Coho Data, hyperloglog and the quest for IO performance

We were at SFD6, last month and Coho Data‘s CTO & Co-Founder, Andy Warfield got up to tell us what’s happening at Coho. (We also met with Andy at SFD4, check out the videolinks to learn more.)

What’s new at Coho Data

Coho Data has been shipping GA product for about 3 quarters and is a simple to use, scale-out, hybrid (SSD & disk) storage system for VMware NFS datastores. Coho Data storage uses Software Defined Networking (SDN) switches to perform faster networking handoffs and optimized data flow across storage nodes. They use standard servers and a SDN switch that can scale from two nodes (micro-arrays) to lots (100 or more?).

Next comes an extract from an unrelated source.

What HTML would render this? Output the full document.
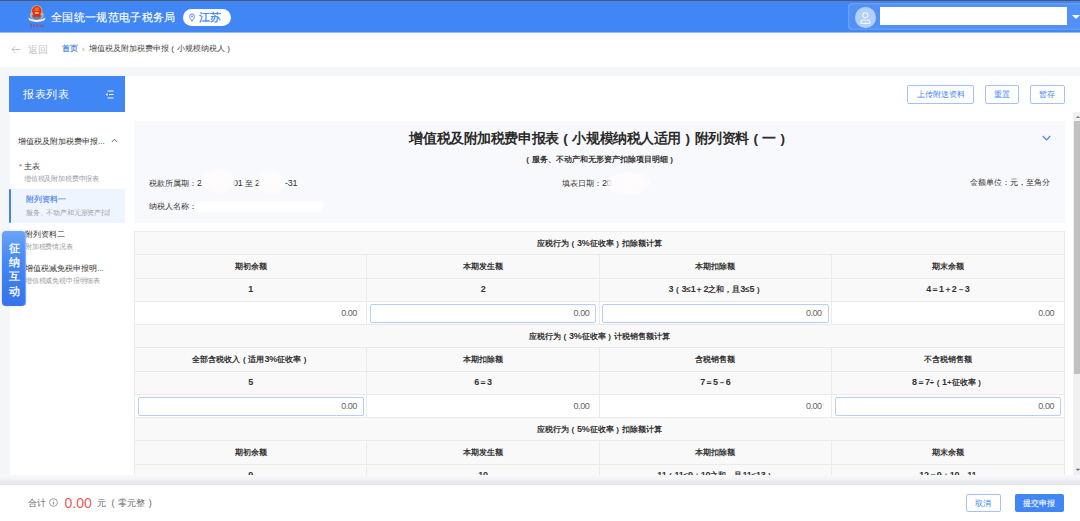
<!DOCTYPE html>
<html><head><meta charset="utf-8">
<style>
*{margin:0;padding:0;box-sizing:border-box}
html,body{width:1080px;height:521px;overflow:hidden}
body{position:relative;background:#f5f6f8;font-family:"Liberation Sans",sans-serif;color:#333}
.abs{position:absolute}
.nw{white-space:nowrap}
.p{display:inline-block;width:1em;text-align:center}
.topline{left:0;top:0;width:1080px;height:1px;background:#4a5873}
.hdr{left:0;top:1px;width:1080px;height:31px;background:#4086f4;box-shadow:0 1px 0 rgba(64,130,240,.55)}
.htitle{left:51px;top:10.7px;font-size:11px;line-height:13px;letter-spacing:0.35px;-webkit-text-stroke:0.15px #fff;color:#fff;white-space:nowrap}
.pill{left:183px;top:9px;width:48px;height:17px;border-radius:9px;background:#fff}
.pill span{position:absolute;left:16px;top:2.4px;color:#4086f4;font-size:11px;line-height:13px;-webkit-text-stroke:0.3px #4086f4;white-space:nowrap}
.user{left:848px;top:3px;width:240px;height:27px;border-radius:4px;background:#5190f5;box-shadow:inset 0 0 3px rgba(255,255,255,.35)}
.avatar{left:855px;top:7px;width:20.5px;height:20.5px;border-radius:50%;background:#b3d0fb}
.ubox{left:880px;top:7px;width:187px;height:18px;background:#fff}
.bread{left:0;top:32px;width:1080px;height:35px;background:#fff}
.back{left:28px;top:43px;font-size:10px;line-height:13px;color:#c4c4c4;white-space:nowrap}
.crumb{left:62px;top:44px;font-size:8px;line-height:10px;color:#444;white-space:nowrap}
.side{left:10px;top:76px;width:115px;height:399px;background:#fff}
.sidehd{left:9px;top:76px;width:116px;height:36px;background:#4086f4}
.sidehd span{position:absolute;left:14px;top:12px;font-size:11px;line-height:13px;letter-spacing:0.6px;color:#fff;white-space:nowrap}
.main{left:125px;top:76px;width:955px;height:399px;background:#fff}
.si{font-size:8px;line-height:10px;color:#333;white-space:nowrap}
.ss{font-size:7px;line-height:9px;letter-spacing:-0.18px;color:#a0a0a0;white-space:nowrap;overflow:hidden}
.btn{height:18.5px;border:1px solid #a3c3f8;border-radius:2px;background:#fff;color:#4086f4;font-size:8px;line-height:17.5px;text-align:center;white-space:nowrap}
.dochd{left:134px;top:121px;width:931px;height:102px;background:#f8f9fc}
.title{left:134px;top:130px;width:931px;text-align:center;font-size:14px;line-height:16px;font-weight:bold;color:#2a2a2a;white-space:nowrap;transform:scale(0.97)}
.subtitle{left:134px;top:155px;width:931px;text-align:center;font-size:8px;line-height:10px;font-weight:bold;color:#333;white-space:nowrap}
.info{font-size:8px;line-height:10px;color:#333;white-space:nowrap}
.n{font-size:9px;letter-spacing:-0.3px}
td .n{font-size:9px;letter-spacing:-0.2px}
td.v .n,td.in .n{letter-spacing:-0.45px}
.blur{border-radius:50%;background:radial-gradient(ellipse at center,rgba(254,252,253,.97) 0%,rgba(254,252,253,.95) 50%,rgba(254,252,253,.6) 75%,rgba(254,252,253,0) 100%)}
table{position:absolute;left:134px;top:231.1px;width:930.5px;border-collapse:collapse;table-layout:fixed}
td{border:1px solid #ebebeb;height:23.28px;font-size:8px;line-height:9px;font-weight:bold;color:#333;text-align:center;background:#f9f9f9;white-space:nowrap;padding:0;overflow:hidden}
td.v{background:#fff;font-weight:normal;color:#666;text-align:right;padding-right:9.5px;font-size:8px}
td.in{background:#fff;padding:1.8px 2.5px 1.4px}
td.in div{height:18.8px;border:1px solid #b5cff6;border-radius:2px;text-align:right;padding-right:6px;font-weight:normal;color:#666;font-size:8px;line-height:17px}
.scrolltr{left:1073px;top:112px;width:7px;height:363px;background:#f1f1f1}
.thumb{left:1074px;top:121px;width:6px;height:253px;background:#c1c1c1}
.footer{left:0;top:485px;width:1080px;height:36px;background:#fff}
.fshadow{left:0;top:475px;width:1080px;height:10px;background:linear-gradient(#f8f9fa 0%,#f3f4f7 40%,#e9eaee 75%,#e4e5ea 100%)}
.tab{left:1.5px;top:230.5px;width:24.5px;height:75.5px;border-radius:4px;background:linear-gradient(180deg,#6aa4fa 0%,#4a8bf5 35%,#3b7cf0 70%,#3673ea 100%);box-shadow:inset -1px 0 1px rgba(255,255,255,.35),0 0 2px rgba(60,120,240,.4)}
.tab span{position:absolute;left:6px;top:10.5px;width:13px;font-size:11px;line-height:14.2px;-webkit-text-stroke:0.35px #fff;color:#fff;text-align:center}
</style></head><body>
<div class="abs bread"></div>
<div class="abs topline"></div>
<div class="abs hdr"></div>
<svg class="abs" style="left:0;top:0" width="60" height="32" viewBox="0 0 60 32">
  <ellipse cx="36.8" cy="15" rx="7" ry="5.3" fill="#aeb5bf"/>
  <ellipse cx="36.8" cy="16" rx="4.9" ry="3.8" fill="#6f7d92"/>
  <circle cx="36.8" cy="10.8" r="5.6" fill="#f0b52c"/>
  <circle cx="36.8" cy="10.8" r="4.8" fill="#e52f27"/>
  <rect x="33.3" y="14.2" width="7" height="2.6" fill="#d8282a"/>
  <ellipse cx="36.8" cy="12.9" rx="2.2" ry="1" fill="#f7c948"/>
  <path d="M35 8.2h3.6M34.4 10h4.8" stroke="#f5b93c" stroke-width="0.8"/>
  <path d="M28.3 17.4 L31 19.1 Q36.8 21 42.6 19.1 L45.5 17.4 L44.6 20.2 Q36.8 23.8 29.2 20.2 Z" fill="#f3f3f3"/>
  <path d="M30 24.6 q1-0.6 1.8 0 M30.9 24.8 v3.4 M33.2 25 q1-0.5 1.6 0.3 q-0.4 1.3-1.5 1.7 M36.3 24.9 q1.1-0.4 1.5 0.7 q-0.4 1.2-1.5 1.4 M39.4 25 q1.1-0.5 1.7 0.5 q-0.5 1.2-1.7 1.3 M42.2 24.8 q1.2 0.4 1 1.6 q-0.6 0.8-1.4 0.6" fill="none" stroke="#d02c2c" stroke-width="0.7"/>
</svg>
<div class="abs htitle">全国统一规范电子税务局</div>
<div class="abs pill"><svg style="position:absolute;left:6px;top:4.2px" width="6" height="9" viewBox="0 0 6 9"><path d="M3 8.3 C1.3 6 0.6 4.6 0.6 3.3 A2.4 2.4 0 0 1 5.4 3.3 C5.4 4.6 4.7 6 3 8.3Z" fill="none" stroke="#4086f4" stroke-width="0.9"/><circle cx="3" cy="3.3" r="0.9" fill="#4086f4"/></svg><span>江苏</span></div>
<div class="abs user"></div>
<div class="abs avatar"></div>
<svg class="abs" style="left:859px;top:11px" width="13" height="13" viewBox="0 0 13 13"><circle cx="6.3" cy="4.3" r="2.5" fill="none" stroke="#eef5ff" stroke-width="1.1"/><path d="M1.8 12.4 v-1.4 q0-2 2-2 h5 q2 0 2 2 v1.4z" fill="none" stroke="#eef5ff" stroke-width="1.1"/></svg>
<div class="abs ubox"></div>
<svg class="abs" style="left:1072px;top:15px" width="8" height="5" viewBox="0 0 8 5"><path d="M0 0 L8 0 L4 4z" fill="#fff"/></svg>

<svg class="abs" style="left:11px;top:45px" width="10" height="9" viewBox="0 0 10 9"><path d="M9.5 4.5 H1 M4.5 1 L1 4.5 L4.5 8" fill="none" stroke="#c4c4c4" stroke-width="1"/></svg>
<div class="abs back">返回</div>
<div class="abs crumb"><span style="color:#3f7fe6;-webkit-text-stroke:0.2px #3f7fe6">首页</span><span style="color:#999;margin:0 4px 0 4px;position:relative;top:0.5px">›</span>增值税及附加税费申报<span class="p">(</span>小规模纳税人<span class="p">)</span></div>

<div class="abs side"></div>
<div class="abs main"></div>
<div class="abs sidehd"><span>报表列表</span>
<svg style="position:absolute;left:96px;top:14px" width="9" height="9" viewBox="0 0 9 9"><path d="M2.5 1h6 M4 4.5h4.5 M2.5 8h6" stroke="#fff" stroke-width="1.1"/><path d="M0.5 4.5 L2.5 3 V6z" fill="#fff"/></svg>
</div>

<div class="abs si" style="left:18px;top:136.5px">增值税及附加税费申报...</div>
<svg class="abs" style="left:111px;top:137.5px" width="7" height="5" viewBox="0 0 7 5"><path d="M0.8 4 L3.5 1.2 L6.2 4" fill="none" stroke="#555" stroke-width="0.9"/></svg>
<div class="abs" style="left:19px;top:161.5px;font-size:8px;color:#f04848;line-height:10px">*</div>
<div class="abs si" style="left:24px;top:161.5px">主表</div>
<div class="abs ss" style="left:24px;top:173.5px">增值税及附加税费申报表</div>
<div class="abs" style="left:10px;top:189.2px;width:115px;height:33.8px;background:#eff5fe"></div><div class="abs" style="left:9.2px;top:189.2px;width:2px;height:33.8px;border-radius:1px;background:#3f82f2"></div>
<div class="abs si" style="left:26px;top:195px;color:#4a82ec;-webkit-text-stroke:0.15px #4a82ec">附列资料一</div>
<div class="abs ss" style="left:26px;top:208px;width:84px">服务、不动产和无形资产扣除项目明细</div>
<div class="abs si" style="left:25px;top:229.5px">附列资料二</div>
<div class="abs ss" style="left:25px;top:241.5px">附加税费情况表</div>
<div class="abs si" style="left:25px;top:264px">增值税减免税申报明...</div>
<div class="abs ss" style="left:25px;top:275.5px">增值税减免税申报明细表</div>

<div class="abs btn" style="left:907px;top:85px;width:67px">上传附送资料</div>
<div class="abs btn" style="left:984.5px;top:85px;width:34.5px">重置</div>
<div class="abs btn" style="left:1030px;top:85px;width:34.5px">暂存</div>

<div class="abs dochd"></div>
<div class="abs title">增值税及附加税费申报表<span class="p">(</span>小规模纳税人适用<span class="p">)</span>附列资料<span class="p">(</span>一<span class="p">)</span></div>
<svg class="abs" style="left:1042px;top:135px" width="9" height="6" viewBox="0 0 9 6"><path d="M0.8 1 L4.5 4.8 L8.2 1" fill="none" stroke="#4a86e8" stroke-width="1.2"/></svg>
<div class="abs subtitle"><span class="p">(</span>服务、不动产和无形资产扣除项目明细<span class="p">)</span></div>
<div class="abs info" style="left:149px;top:177.5px">税款所属期：<span class="n">2</span></div>
<div class="abs info" style="left:233px;top:177.5px"><span class="n">01</span> 至 <span class="n">2</span></div>
<div class="abs info" style="left:285px;top:177.5px"><span class="n">-31</span></div>
<div class="abs blur" style="left:201px;top:170px;width:35px;height:23px"></div>
<div class="abs blur" style="left:257.5px;top:171px;width:27px;height:23px"></div>
<div class="abs info" style="left:562px;top:177.5px">填表日期：<span class="n">20</span></div>
<div class="abs blur" style="left:607px;top:172px;width:43px;height:23px"></div>
<div class="abs info" style="left:970px;top:178px">金额单位：元，至角分</div>
<div class="abs info" style="left:149px;top:201.5px">纳税人名称：</div>
<div class="abs" style="left:195px;top:201px;width:128px;height:11px;background:#fff"></div>

<table>
<tr><td colspan="4">应税行为<span class="p">(</span><span class="n">3%</span>征收率<span class="p">)</span>扣除额计算</td></tr>
<tr><td>期初余额</td><td>本期发生额</td><td>本期扣除额</td><td>期末余额</td></tr>
<tr><td><span class="n">1</span></td><td><span class="n">2</span></td><td><span class="n">3</span><span class="p">(</span><span class="n">3</span>≤<span class="n">1</span>＋<span class="n">2</span>之和，且<span class="n">3</span>≤<span class="n">5</span><span class="p">)</span></td><td><span class="n">4</span>＝<span class="n">1</span>＋<span class="n">2</span>－<span class="n">3</span></td></tr>
<tr><td class="v"><span class="n">0.00</span></td><td class="in"><div><span class="n">0.00</span></div></td><td class="in"><div><span class="n">0.00</span></div></td><td class="v"><span class="n">0.00</span></td></tr>
<tr><td colspan="4">应税行为<span class="p">(</span><span class="n">3%</span>征收率<span class="p">)</span>计税销售额计算</td></tr>
<tr><td>全部含税收入<span class="p">(</span>适用<span class="n">3%</span>征收率<span class="p">)</span></td><td>本期扣除额</td><td>含税销售额</td><td>不含税销售额</td></tr>
<tr><td><span class="n">5</span></td><td><span class="n">6</span>＝<span class="n">3</span></td><td><span class="n">7</span>＝<span class="n">5</span>－<span class="n">6</span></td><td><span class="n">8</span>＝<span class="n">7</span>÷<span class="p">(</span><span class="n">1</span>+征收率<span class="p">)</span></td></tr>
<tr><td class="in"><div><span class="n">0.00</span></div></td><td class="v"><span class="n">0.00</span></td><td class="v"><span class="n">0.00</span></td><td class="in"><div><span class="n">0.00</span></div></td></tr>
<tr><td colspan="4">应税行为<span class="p">(</span><span class="n">5%</span>征收率<span class="p">)</span>扣除额计算</td></tr>
<tr><td>期初余额</td><td>本期发生额</td><td>本期扣除额</td><td>期末余额</td></tr>
<tr><td><span class="n">9</span></td><td><span class="n">10</span></td><td><span class="n">11</span><span class="p">(</span><span class="n">11</span>≤<span class="n">9</span>＋<span class="n">10</span>之和，且<span class="n">11</span>≤<span class="n">13</span><span class="p">)</span></td><td><span class="n">12</span>＝<span class="n">9</span>＋<span class="n">10</span>－<span class="n">11</span></td></tr>
</table>
<div class="abs scrolltr"></div>
<div class="abs thumb"></div>
<svg class="abs" style="left:1075px;top:114.5px" width="5" height="4" viewBox="0 0 5 4"><path d="M0.8 3 L3 0.8 L5.2 3z" fill="#8a8a8a"/></svg>
<svg class="abs" style="left:1075px;top:468px" width="5" height="4" viewBox="0 0 5 4"><path d="M0.8 0.8 L3 3 L5.2 0.8z" fill="#666"/></svg>

<div class="abs tab"><span>征纳互动</span></div>

<div class="abs footer"></div>
<div class="abs fshadow"></div>
<div class="abs nw" style="left:28px;top:498px;font-size:9px;line-height:11px;color:#666">合计</div>
<svg class="abs" style="left:48.5px;top:498px" width="9" height="9" viewBox="0 0 9 9"><circle cx="4.5" cy="4.5" r="3.9" fill="none" stroke="#888" stroke-width="0.8"/><path d="M4.5 2.5v0.8M4.5 4v2.6" stroke="#888" stroke-width="0.9"/></svg>
<div class="abs nw" style="left:64.5px;top:495px;font-size:14px;line-height:16px;color:#f05a5a">0.00</div>
<div class="abs nw" style="left:96.5px;top:498px;font-size:9px;line-height:11px;color:#666">元<span class="p" style="margin-left:2px;width:1.2em">(</span>零元整<span class="p" style="width:1.1em">)</span></div>
<div class="abs btn" style="left:966px;top:493.5px;width:34.5px;height:18.5px;line-height:18px">取消</div>
<div class="abs" style="left:1014.5px;top:493.5px;width:49.5px;height:18.5px;border-radius:2px;background:#4086f4;color:#fff;font-size:8px;line-height:20px;text-align:center;white-space:nowrap;-webkit-text-stroke:0.1px #fff">提交申报</div>
</body></html>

Version 2.0 will add remote asynch replication and enhanced API enhancements. We won’t discuss the update anymore but if you want your storage to tweet its messages/alerts check it out. Thank Chris Wahl when you start seeing storage system tweets pollute your  twitter feed.

The highlight of the session, was Andy’s discussion of HyperLogLog, a new approach to understanding customer workloads.

HyperLogLog

Coho Data was designed from the start using Microsoft IO traces (1-week of MSR Cambridge datacenter block IO traces available at SNIA IO Trace repository).  [bold italics added later, ed.] which recorded all IO from 10 But Coho also recorded linux developers developer desktop IO activity for a year, amounting to ~ 1B 7.6B IOs and multi-TBs of data. I just got a call looking for some file activity tracing, so everybody in storage could use more IO traces. But detailed IO traces take up CPU cycles and lot’s of space. HyperLogLogs can solve a portion of this.

Before we go there, a little background. For instance, with a Bloom Filter you can tell whether a block has been referenced or not. In a bloom filter you hash a key, term or whatever multiple times and then OR them into separate bitfields, one per hash. Bloom filters have a small possibility of a false positive (block-id present in filter but was not really in IO stream) but no possibility of a false negative (block-id NOT present in filter but it really was in IO stream). However, bloom filters tells us nothing about how frequently blocks were read.

With a HyperLogLog, one can approximate (within ~2%) how many times a block was referenced. By capturing multiple HyperLogLogs pictures over time, one can determine block access frequency during application processing. Each HyperLogLog trace only occupies ~2 KB, so recording one/hour takes ~50KB/day. The math is beyond me but there’s plenty info online (e.g. here).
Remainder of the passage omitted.